On Thursday, 2 December 2021 at 08:09:18 UTC, Paulo Pinto wrote:

>

[...]

Bottom line:
Use D instead of C 😎

Sorry to rain on the party here, but D is of course not at all immune to this problem.
It was not hard to find out-of-bounds memory access in the D compiler, using the fuzz techniques mentioned in the article.

https://johanengelen.github.io/ldc/2018/01/14/Fuzzing-with-LDC.html
https://github.com/dlang/dmd/pull/7050

Note the discussion of bounds checking in the PR...

-Johan

Oh well

December 02, 2021

On 12/2/21 7:15 AM, Johan wrote:

>

On Thursday, 2 December 2021 at 11:01:07 UTC, Imperatorn wrote:

>

On Thursday, 2 December 2021 at 08:09:18 UTC, Paulo Pinto wrote:

>

Google's Project Zero goes through a memory corruption exploit on Network Security Services, where despite all static analysers, fuzzers and code reviews, it flew under the radar.

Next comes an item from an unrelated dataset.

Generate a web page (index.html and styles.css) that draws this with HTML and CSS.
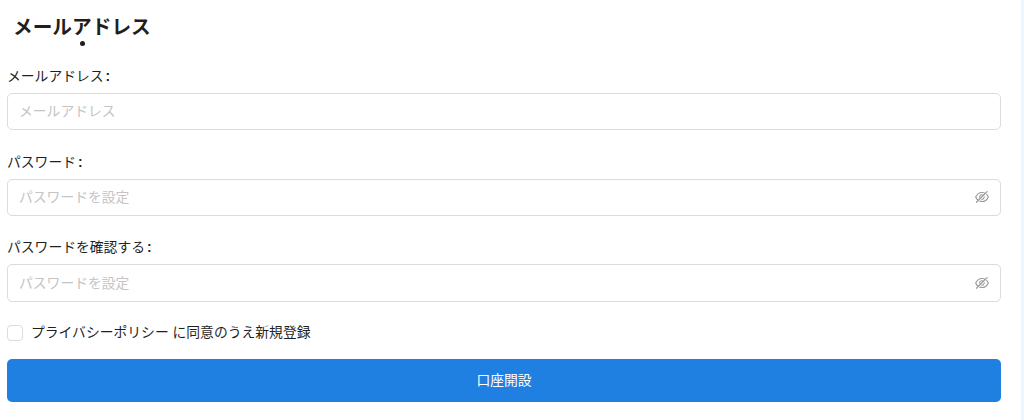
FILE: index.html
```html
<!DOCTYPE html>
<html lang="ja">
<head>
    <meta charset="UTF-8">
    <meta name="viewport" content="width=device-width, initial-scale=1.0">
    <title>口座開設</title>
    <link rel="stylesheet" href="styles.css">
</head>
<body>
    <div class="page">
        <h1 class="tab-title">メールアドレス</h1>
        <form class="signup-form">
            <div class="form-item">
                <label for="email">メールアドレス<span class="colon">:</span></label>
                <div class="input-box">
                    <input type="text" id="email" placeholder="メールアドレス">
                </div>
            </div>
            <div class="form-item">
                <label for="password">パスワード<span class="colon">:</span></label>
                <div class="input-box">
                    <input type="password" id="password" placeholder="パスワードを設定">
                    <svg class="eye-icon" viewBox="64 64 896 896" fill="currentColor">
                        <path d="M942.2 486.2Q889.47 375.11 816.7 305l-50.88 50.88C807.31 395.53 843.45 447.4 874.7 512 791.5 684.2 673.4 766 512 766q-72.67 0-133.87-22.38L323 798.75Q408 838 512 838q288.3 0 430.2-300.3a60.29 60.29 0 000-51.5zm-63.57-320.64L836 122.88a8 8 0 00-11.32 0L715.31 232.2Q624.86 186 512 186q-288.3 0-430.2 300.3a60.3 60.3 0 000 51.5q56.69 119.4 136.5 191.41L112.48 835a8 8 0 000 11.31L155.17 889a8 8 0 0011.31 0l712.15-712.12a8 8 0 000-11.32zM149.3 512C232.6 339.8 350.7 258 512 258c54.54 0 104.13 9.36 149.12 28.39l-70.3 70.3a176 176 0 00-238.13 238.13l-83.42 83.42C223.1 637.49 183.3 582.28 149.3 512zm246.7 0a112.11 112.11 0 01146.2-106.69L401.31 546.2A112 112 0 01396 512z"/>
                        <path d="M508 624c-3.46 0-6.87-.16-10.25-.47l-52.82 52.82a176.09 176.09 0 00227.42-227.42l-52.82 52.82c.31 3.38.47 6.79.47 10.25a111.94 111.94 0 01-112 112z"/>
                    </svg>
                </div>
            </div>
            <div class="form-item">
                <label for="confirm">パスワードを確認する<span class="colon">:</span></label>
                <div class="input-box">
                    <input type="password" id="confirm" placeholder="パスワードを設定">
                    <svg class="eye-icon" viewBox="64 64 896 896" fill="currentColor">
                        <path d="M942.2 486.2Q889.47 375.11 816.7 305l-50.88 50.88C807.31 395.53 843.45 447.4 874.7 512 791.5 684.2 673.4 766 512 766q-72.67 0-133.87-22.38L323 798.75Q408 838 512 838q288.3 0 430.2-300.3a60.29 60.29 0 000-51.5zm-63.57-320.64L836 122.88a8 8 0 00-11.32 0L715.31 232.2Q624.86 186 512 186q-288.3 0-430.2 300.3a60.3 60.3 0 000 51.5q56.69 119.4 136.5 191.41L112.48 835a8 8 0 000 11.31L155.17 889a8 8 0 0011.31 0l712.15-712.12a8 8 0 000-11.32zM149.3 512C232.6 339.8 350.7 258 512 258c54.54 0 104.13 9.36 149.12 28.39l-70.3 70.3a176 176 0 00-238.13 238.13l-83.42 83.42C223.1 637.49 183.3 582.28 149.3 512zm246.7 0a112.11 112.11 0 01146.2-106.69L401.31 546.2A112 112 0 01396 512z"/>
                        <path d="M508 624c-3.46 0-6.87-.16-10.25-.47l-52.82 52.82a176.09 176.09 0 00227.42-227.42l-52.82 52.82c.31 3.38.47 6.79.47 10.25a111.94 111.94 0 01-112 112z"/>
                    </svg>
                </div>
            </div>
            <label class="agree">
                <input type="checkbox">
                <span>プライバシーポリシー に同意のうえ新規登録</span>
            </label>
            <button type="button" class="submit-btn">口座開設</button>
        </form>
    </div>
</body>
</html>
```

FILE: styles.css
```css
* {
    box-sizing: border-box;
}
body {
    margin: 0;
    background: #eef7ff;
    color: #1f1f1f;
    font-family: "Liberation Sans", "Noto Sans CJK JP", sans-serif;
    font-size: 13.8px;
}
.page {
    width: 1021px;
    height: 420px;
    padding: 13px 20px 0 7px;
    background: #fff;
}
.tab-title {
    display: flex;
    flex-direction: column;
    align-items: center;
    width: fit-content;
    height: 51px;
    margin: 0 0 0 6px;
    font-size: 19.7px;
    font-weight: 700;
    line-height: 28px;
}
/* active tab dot */
.tab-title::after {
    content: "";
    width: 5px;
    height: 5px;
    margin-left: 1px;
    border-radius: 50%;
    background: #1f1f1f;
}
.form-item {
    height: 85.7px;
}
.form-item label {
    display: block;
    height: 29px;
    line-height: 26px;
}
.colon {
    margin-left: 2px;
    font-weight: 700;
}
.input-box {
    display: flex;
    align-items: center;
    height: 37.4px;
    padding: 0 11px;
    border: 1px solid #dcdcdc;
    border-radius: 5px;
}
.input-box input {
    flex: 1;
    min-width: 0;
    padding: 0;
    border: none;
    outline: none;
    background: none;
    font: inherit;
}
.input-box input::placeholder {
    color: #c4c4c4;
}
.eye-icon {
    width: 14px;
    height: 14px;
    color: #999;
}
.agree {
    display: flex;
    align-items: center;
    gap: 8px;
    height: 24px;
    line-height: 20px;
}
.agree input {
    appearance: none;
    width: 16px;
    height: 16px;
    margin: 0;
    border: 1px solid #dcdcdc;
    border-radius: 4px;
    background: #fff;
}
.submit-btn {
    display: block;
    width: 100%;
    height: 43px;
    margin-top: 14px;
    padding: 0 0 3px;
    border: none;
    border-radius: 5px;
    background: #2080e2;
    color: #fff;
    font: inherit;
    cursor: pointer;
}
```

https://googleprojectzero.blogspot.com/2021/12/this-shouldnt-have-happened.html

Hence why @safe matters.

Bottom line:
Use D instead of C 😎

Sorry to rain on the party here, but D is of course not at all immune to this problem.
It was not hard to find out-of-bounds memory access in the D compiler, using the fuzz techniques mentioned in the article.

The D compiler is not @safe.

Using D isn't enough, you need to use @safe D.

Even that isn't enough, because most of the time people misuse @trusted (because it's so easy to misuse).